Today you will see the beginning of a long struggle we have had with the fact that my ministry kind of ‘took off’ the day Chad died. It was horrible and Krystn and I, in particular, have wrestled and wrestled with it. I didn’t want a ministry launch . . . I wanted Chad! Today you will see me begin to wrangle with that.
Krystn was my booking and promotion agent at the time that Chad passed away and she had many requests for my ministry but knew that I could barely function through a day – much less minister to the masses. She never knew what an appropriate ‘time off’ would be and felt such guilt for booking concerts along the way. (There just are not any manuals written for this . . . maybe this will become one!)
We had been working on a huge concert to benefit the Pregnancy Resource Center in Midland that was scheduled just two weeks after the day we laid Chad to rest. The day he died I told Pastor Joel to take down all the posters. He did, but, he also knew that I might change my mind. So, he saved them all. The day after the funeral I called and asked if we could still do the concert. I had worshiped, at the funeral. It filled me in a way that nothing else could. Raising my hands in worship and surrender – even when I had such question and doubt and fear – filled me in a way that nothing else could. I remember people being in awe that I was the first in the auditorium to raise my hands in worship during the funeral. My friends – I didn’t know what else to do. Someday I will share with you the amazing story of telling my kids that chad was dead. You will be amazed at the power of worship. So, today you will begin to see me pray about that upcoming concert – I had no idea what to say . . . but I KNEW I had to do it! I HAD to glorify God with our journey.
Lastly, in today’s journal I talk about a couple named Jeff and Kim. Jeff was a Baptist evangelist who lived in the Chicago area and spoke all around the world. He was running the race behind Chad. When he came upon Chad, collapsed on the street, he knelt over him and began to pray. As he prayed his prayer went from English to praying in the Spirit without him knowing what was happening. Remember – he was Baptist? Baptists don’t usually believe in the moving of the Holy Spirit in that way. But, as Jeff knelt over Chad in prayer it came out in a prayer language that he had never known – in fact, Jeff didn’t even know if he believed in praying in the Spirit. Now it was happening and he had no say in the matter. When Jeff learned that Chad went to an Assembly of God church (and was a board member there) he called Pastor Joel and asked him what in the world had happened as he had been praying. Pastor Joel asked Jeff if he would come and share his experience at the funeral. I am forever grateful for the sharing of their lives with our broken and hurting family. They are dear, dear people of God!
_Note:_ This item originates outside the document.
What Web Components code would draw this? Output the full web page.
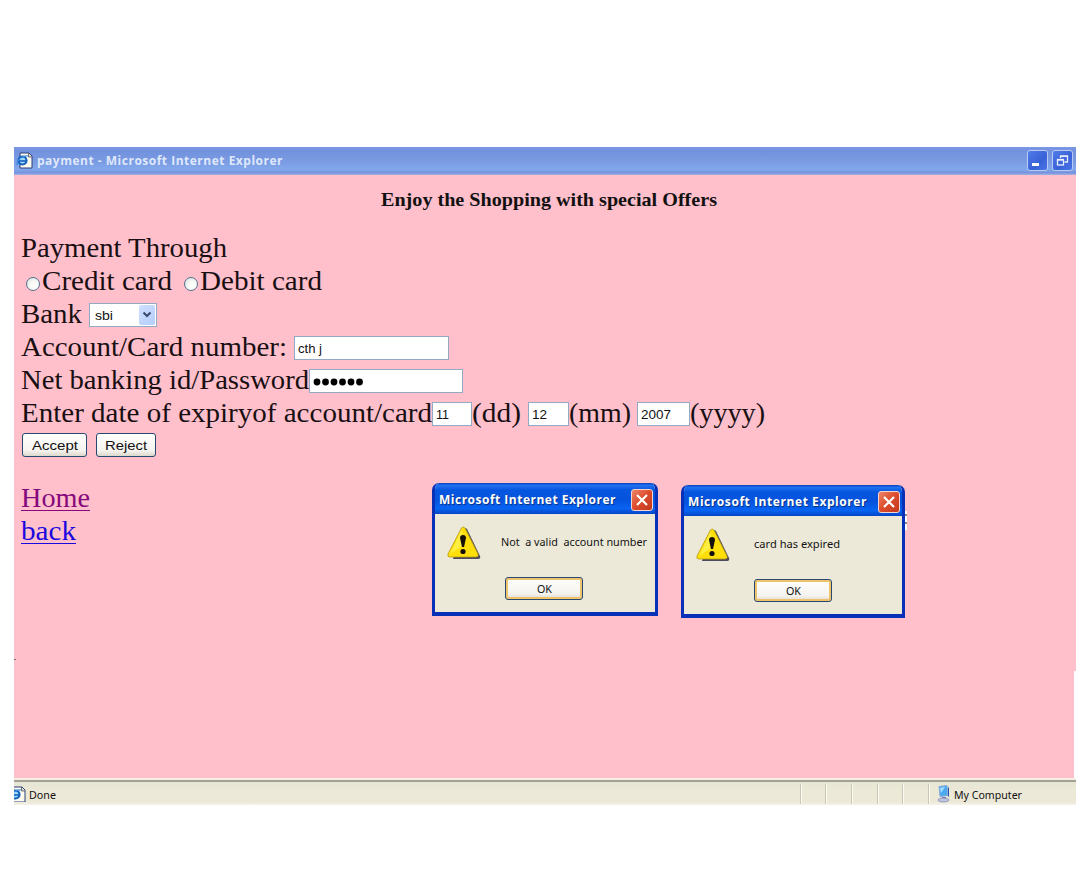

Thank you for continuing this journey with me, friend! The fact that you read my blog blesses me BIG time!
“Be still and know that I am God.” The song floods through my soul. Yesterday was hard . . . we found out that Wendell will release “Until the Very End” nationwide tomorrow. With a group of people around – I chucked my glasses across the room! I just would so much rather do this the hard way . . . little by little with Chad by my side. Yet, I think you, Lord. And, I trust you. Thank you that there is something to put my mind toward now. I know that Chad is in my heart and I feel that he is up there giving my ministry a huge push. Sunday, at church, we sold 111 CD’s – his badge # was 111. It was just like he kissed me from Heaven. Wow!
Last night Abbi cried – I just held her. She questioned a lot – like, “doesn’t Daddy miss us? How can he be happy up in Heaven if he misses us?” Such legit questions – please God, give me the wisdom to parent them all through this. She said she doesn’t want a step-dad. Lord, please don’t let me be alone forever. I really don’t want to be foolish . . . but I also have a lot of life to fill.
You know, Chad and I had a love that transcended earthly love. I had been so deeply wounded as a child, and Chad just poured Christ-like, selfless love into my wounds and through the power of God’s love in his life he healed all those deep hurts. He truly was my very best friend. I miss him so deeply!
Father, through all of this you have been so incredibly faithful and I thank you! Thank you for the gift of Jeff and Kim . .. thank you that I can always know that as Chad fell to the ground, someone was there praying – and in tongues, no less. You are truly, truly faithful.
Thank you for the numbers of loving, compatent people whom you have sent. Please bless them all. Continue to give them your wisdom. Please strengthen Krystn. Please keep these balls and all this momentum going. Lord, may I just be pliable to you. Show me your will for the concert . . . use me . . . work through me. Lord, I love you, I trust you. Bless us indeed, increase our territory, keep us from evil that we might not cause harm.